The process begins with the use of palladium-catalyzed hydrosilylation, which has emerged as a powerful tool for generating optically active compounds. In this particular method, the (S)-H-MOP ligand demonstrates remarkable efficacy, yielding products with enantiomeric excesses (ee) of up to 94%. These high levels of enantioselectivity are indicative of the ligand's ability to influence the reaction pathway, ensuring that the desired chiral configuration prevails.

Notably, this methodology extends beyond simple alkenes, applying to more complex substrates such as styrenes and cyclic olefins.

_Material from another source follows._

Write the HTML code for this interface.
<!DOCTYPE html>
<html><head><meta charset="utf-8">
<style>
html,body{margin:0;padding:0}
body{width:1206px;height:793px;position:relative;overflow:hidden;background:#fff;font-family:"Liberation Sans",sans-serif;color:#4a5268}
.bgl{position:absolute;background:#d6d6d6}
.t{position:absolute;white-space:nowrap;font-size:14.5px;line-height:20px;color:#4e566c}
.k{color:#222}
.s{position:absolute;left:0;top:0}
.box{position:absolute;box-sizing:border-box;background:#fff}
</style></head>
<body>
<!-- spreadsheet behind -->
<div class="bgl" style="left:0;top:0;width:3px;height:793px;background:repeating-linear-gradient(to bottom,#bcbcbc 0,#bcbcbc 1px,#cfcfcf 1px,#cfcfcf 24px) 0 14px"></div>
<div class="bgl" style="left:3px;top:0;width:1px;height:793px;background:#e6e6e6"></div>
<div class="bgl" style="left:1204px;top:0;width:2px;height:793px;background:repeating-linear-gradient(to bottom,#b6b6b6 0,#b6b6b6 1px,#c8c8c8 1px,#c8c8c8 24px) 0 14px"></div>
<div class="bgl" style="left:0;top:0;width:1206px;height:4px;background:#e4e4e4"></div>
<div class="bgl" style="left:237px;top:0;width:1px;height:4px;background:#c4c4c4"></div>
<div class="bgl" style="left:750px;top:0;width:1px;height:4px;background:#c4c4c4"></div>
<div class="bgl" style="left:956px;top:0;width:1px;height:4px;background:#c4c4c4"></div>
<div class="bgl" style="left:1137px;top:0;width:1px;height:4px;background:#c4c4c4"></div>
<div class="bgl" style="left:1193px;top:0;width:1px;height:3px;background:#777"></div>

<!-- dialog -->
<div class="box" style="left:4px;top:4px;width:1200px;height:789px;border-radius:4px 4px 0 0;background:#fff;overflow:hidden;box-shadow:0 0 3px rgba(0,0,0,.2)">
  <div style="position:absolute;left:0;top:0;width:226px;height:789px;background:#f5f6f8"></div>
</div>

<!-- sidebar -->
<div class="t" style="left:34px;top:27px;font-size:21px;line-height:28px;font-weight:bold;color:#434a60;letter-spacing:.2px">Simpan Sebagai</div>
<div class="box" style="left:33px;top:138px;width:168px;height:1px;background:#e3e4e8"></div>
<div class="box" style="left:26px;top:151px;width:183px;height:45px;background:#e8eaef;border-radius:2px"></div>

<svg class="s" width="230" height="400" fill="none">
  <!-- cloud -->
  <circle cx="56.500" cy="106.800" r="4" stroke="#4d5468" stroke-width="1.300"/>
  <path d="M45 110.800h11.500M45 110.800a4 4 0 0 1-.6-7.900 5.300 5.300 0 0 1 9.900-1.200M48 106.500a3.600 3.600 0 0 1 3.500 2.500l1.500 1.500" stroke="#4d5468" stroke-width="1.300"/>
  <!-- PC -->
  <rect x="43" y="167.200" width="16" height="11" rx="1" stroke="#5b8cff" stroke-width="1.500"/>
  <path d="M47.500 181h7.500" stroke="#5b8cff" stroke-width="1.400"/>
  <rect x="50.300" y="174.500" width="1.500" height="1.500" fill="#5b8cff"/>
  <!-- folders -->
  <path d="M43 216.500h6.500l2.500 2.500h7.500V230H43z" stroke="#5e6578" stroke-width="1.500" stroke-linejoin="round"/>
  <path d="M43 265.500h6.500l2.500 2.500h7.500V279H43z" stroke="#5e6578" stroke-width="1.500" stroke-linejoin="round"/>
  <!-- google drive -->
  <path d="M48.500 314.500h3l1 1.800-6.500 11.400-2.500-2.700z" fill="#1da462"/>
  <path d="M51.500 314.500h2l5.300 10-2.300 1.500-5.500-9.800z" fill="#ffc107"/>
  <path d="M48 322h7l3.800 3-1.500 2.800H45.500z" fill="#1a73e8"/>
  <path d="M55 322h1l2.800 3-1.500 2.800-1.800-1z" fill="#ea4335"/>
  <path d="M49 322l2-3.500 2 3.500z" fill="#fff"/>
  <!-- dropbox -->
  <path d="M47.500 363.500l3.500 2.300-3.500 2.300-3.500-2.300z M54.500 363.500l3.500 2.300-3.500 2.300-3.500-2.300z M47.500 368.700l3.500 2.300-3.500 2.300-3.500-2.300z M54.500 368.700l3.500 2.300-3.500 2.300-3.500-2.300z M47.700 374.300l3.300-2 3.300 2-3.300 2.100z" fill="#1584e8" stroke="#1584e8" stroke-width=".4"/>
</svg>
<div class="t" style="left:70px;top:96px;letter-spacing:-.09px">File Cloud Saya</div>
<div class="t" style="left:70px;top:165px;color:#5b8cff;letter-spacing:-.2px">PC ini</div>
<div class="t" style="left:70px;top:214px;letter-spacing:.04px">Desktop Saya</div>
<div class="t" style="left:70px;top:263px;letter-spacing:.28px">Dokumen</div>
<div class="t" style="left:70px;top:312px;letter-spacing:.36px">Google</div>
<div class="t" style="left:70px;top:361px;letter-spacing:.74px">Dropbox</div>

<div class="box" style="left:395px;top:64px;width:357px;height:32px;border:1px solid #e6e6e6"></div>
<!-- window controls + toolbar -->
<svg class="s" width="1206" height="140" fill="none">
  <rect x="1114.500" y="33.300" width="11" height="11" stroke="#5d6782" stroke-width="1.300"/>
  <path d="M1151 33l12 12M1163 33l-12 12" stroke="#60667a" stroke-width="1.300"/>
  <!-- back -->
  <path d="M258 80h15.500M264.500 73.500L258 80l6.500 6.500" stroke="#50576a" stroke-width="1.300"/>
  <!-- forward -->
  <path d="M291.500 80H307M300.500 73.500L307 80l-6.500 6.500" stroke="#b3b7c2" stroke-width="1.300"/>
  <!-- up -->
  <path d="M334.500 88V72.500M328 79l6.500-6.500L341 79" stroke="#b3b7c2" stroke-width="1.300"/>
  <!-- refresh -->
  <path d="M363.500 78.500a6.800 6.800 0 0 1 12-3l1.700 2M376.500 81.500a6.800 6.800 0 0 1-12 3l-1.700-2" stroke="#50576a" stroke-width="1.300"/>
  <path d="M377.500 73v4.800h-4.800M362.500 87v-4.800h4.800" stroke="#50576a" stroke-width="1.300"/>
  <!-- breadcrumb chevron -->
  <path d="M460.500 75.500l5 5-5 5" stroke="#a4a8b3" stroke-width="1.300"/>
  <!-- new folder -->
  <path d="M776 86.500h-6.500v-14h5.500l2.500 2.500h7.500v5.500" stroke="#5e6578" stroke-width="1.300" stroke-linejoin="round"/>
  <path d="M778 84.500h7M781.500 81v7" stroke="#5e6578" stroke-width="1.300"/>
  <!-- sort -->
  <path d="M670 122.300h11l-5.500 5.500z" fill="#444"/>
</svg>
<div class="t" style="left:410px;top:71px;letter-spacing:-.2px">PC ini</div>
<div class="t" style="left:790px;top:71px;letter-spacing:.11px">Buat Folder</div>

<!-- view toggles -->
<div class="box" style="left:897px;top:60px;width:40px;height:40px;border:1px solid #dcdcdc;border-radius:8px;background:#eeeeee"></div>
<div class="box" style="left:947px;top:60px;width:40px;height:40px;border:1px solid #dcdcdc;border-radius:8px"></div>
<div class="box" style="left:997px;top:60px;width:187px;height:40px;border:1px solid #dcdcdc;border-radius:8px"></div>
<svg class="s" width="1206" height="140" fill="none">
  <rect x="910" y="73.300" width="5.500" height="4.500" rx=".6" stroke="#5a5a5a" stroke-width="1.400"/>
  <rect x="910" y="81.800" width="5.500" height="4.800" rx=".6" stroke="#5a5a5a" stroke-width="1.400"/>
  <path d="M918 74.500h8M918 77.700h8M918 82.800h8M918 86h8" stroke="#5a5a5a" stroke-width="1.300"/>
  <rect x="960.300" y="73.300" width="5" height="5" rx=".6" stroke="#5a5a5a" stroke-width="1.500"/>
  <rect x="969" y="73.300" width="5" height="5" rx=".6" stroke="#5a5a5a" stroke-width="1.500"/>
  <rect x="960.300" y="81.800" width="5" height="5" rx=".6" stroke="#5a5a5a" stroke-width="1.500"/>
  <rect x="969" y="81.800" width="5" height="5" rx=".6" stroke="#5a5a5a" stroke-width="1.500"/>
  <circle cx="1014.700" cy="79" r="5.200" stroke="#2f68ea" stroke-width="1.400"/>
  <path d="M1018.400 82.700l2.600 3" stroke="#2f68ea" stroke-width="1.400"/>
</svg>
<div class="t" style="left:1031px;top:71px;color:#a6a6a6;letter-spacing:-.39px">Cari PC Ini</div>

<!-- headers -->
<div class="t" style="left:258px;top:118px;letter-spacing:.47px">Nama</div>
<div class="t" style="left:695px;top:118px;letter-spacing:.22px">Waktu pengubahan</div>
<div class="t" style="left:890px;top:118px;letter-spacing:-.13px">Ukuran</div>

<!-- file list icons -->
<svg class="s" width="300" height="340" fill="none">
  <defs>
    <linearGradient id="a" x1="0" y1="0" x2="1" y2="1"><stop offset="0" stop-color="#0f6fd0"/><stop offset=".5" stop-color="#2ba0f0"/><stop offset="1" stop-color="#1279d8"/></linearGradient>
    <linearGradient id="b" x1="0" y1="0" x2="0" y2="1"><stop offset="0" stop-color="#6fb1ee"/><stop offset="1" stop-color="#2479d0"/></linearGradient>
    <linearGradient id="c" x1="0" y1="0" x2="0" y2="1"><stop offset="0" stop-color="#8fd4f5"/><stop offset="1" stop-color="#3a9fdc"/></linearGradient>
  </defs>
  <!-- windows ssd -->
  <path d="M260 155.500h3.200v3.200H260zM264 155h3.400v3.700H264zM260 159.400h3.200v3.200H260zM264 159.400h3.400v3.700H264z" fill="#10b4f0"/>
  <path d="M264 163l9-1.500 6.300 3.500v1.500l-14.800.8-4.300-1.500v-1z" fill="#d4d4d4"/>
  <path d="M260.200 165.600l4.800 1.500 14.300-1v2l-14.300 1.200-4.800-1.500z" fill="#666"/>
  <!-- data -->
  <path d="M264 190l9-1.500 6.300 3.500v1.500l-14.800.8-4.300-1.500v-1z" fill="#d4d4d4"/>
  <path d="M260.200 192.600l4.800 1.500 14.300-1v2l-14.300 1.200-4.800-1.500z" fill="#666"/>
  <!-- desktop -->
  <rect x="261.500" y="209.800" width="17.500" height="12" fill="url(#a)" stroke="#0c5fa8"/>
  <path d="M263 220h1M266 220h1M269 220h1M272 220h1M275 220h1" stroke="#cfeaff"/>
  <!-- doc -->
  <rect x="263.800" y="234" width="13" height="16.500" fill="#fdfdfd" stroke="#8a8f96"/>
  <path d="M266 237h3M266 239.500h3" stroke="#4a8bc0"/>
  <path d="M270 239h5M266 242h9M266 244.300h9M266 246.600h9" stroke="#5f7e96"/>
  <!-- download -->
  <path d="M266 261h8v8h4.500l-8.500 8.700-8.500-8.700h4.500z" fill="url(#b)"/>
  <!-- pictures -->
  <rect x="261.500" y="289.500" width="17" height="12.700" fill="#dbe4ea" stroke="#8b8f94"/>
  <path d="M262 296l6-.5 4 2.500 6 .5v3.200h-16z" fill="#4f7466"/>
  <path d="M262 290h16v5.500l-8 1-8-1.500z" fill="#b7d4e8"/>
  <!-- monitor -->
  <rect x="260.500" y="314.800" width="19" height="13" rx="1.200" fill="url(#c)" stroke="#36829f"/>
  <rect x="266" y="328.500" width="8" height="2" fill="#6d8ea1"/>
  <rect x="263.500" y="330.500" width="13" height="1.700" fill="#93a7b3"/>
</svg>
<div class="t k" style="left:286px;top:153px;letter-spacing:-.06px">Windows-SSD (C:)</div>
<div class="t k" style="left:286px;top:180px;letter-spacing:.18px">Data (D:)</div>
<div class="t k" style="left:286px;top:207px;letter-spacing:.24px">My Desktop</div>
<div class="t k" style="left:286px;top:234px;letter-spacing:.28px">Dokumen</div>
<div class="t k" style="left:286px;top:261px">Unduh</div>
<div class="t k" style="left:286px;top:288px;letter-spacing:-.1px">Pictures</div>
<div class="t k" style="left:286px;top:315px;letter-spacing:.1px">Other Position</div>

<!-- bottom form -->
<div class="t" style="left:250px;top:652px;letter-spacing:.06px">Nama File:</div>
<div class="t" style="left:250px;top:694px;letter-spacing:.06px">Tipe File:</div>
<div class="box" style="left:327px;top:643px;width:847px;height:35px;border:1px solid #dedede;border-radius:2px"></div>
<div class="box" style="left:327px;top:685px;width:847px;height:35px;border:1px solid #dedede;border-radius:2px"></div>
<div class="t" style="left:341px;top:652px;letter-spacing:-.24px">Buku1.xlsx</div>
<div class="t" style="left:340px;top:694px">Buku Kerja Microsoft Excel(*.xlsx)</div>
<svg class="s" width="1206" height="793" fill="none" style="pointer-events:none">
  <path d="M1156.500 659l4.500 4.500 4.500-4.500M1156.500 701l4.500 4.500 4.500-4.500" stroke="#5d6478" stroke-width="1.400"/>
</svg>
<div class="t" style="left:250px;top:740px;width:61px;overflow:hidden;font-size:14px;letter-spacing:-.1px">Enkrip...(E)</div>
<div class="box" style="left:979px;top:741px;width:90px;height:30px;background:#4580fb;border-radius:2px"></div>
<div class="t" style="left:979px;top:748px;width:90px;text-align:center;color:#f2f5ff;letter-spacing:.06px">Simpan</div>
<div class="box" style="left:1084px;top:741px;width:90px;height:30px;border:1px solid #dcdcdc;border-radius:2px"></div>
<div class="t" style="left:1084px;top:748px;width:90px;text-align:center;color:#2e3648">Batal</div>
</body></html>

For instance, the asymmetric hydrosilylation of norbornene using tailored palladium complexes achieved enantioselectivities exceeding 99%. Such fine-tuning of the ligands—by introducing specific functional groups—enhances catalytic performance, allowing for greater control over the resulting chiral centers.

The versatility of this approach is further exemplified in reactions involving substituted styrenes and even more intricate cyclic structures. Studies indicate that palladium catalysts, combined with monophosphine ligands, can be tailored to facilitate diverse reactions with high enantioselectivity. This adaptability opens doors for chemists to synthesize a wide array of chiral compounds efficiently, thus propelling advancements in drug development and other applications.

In summary, the emerging capabilities of monophosphine ligands, particularly in palladium-catalyzed reactions, highlight a significant leap in asymmetric synthesis. By optimizing conditions and ligand design, researchers can achieve unprecedented levels of precision, meeting the increasing demands of chiral chemistry in various industrial applications. As this field continues to evolve, the integration of advanced catalytic systems will undoubtedly shape the future of synthetic chemistry.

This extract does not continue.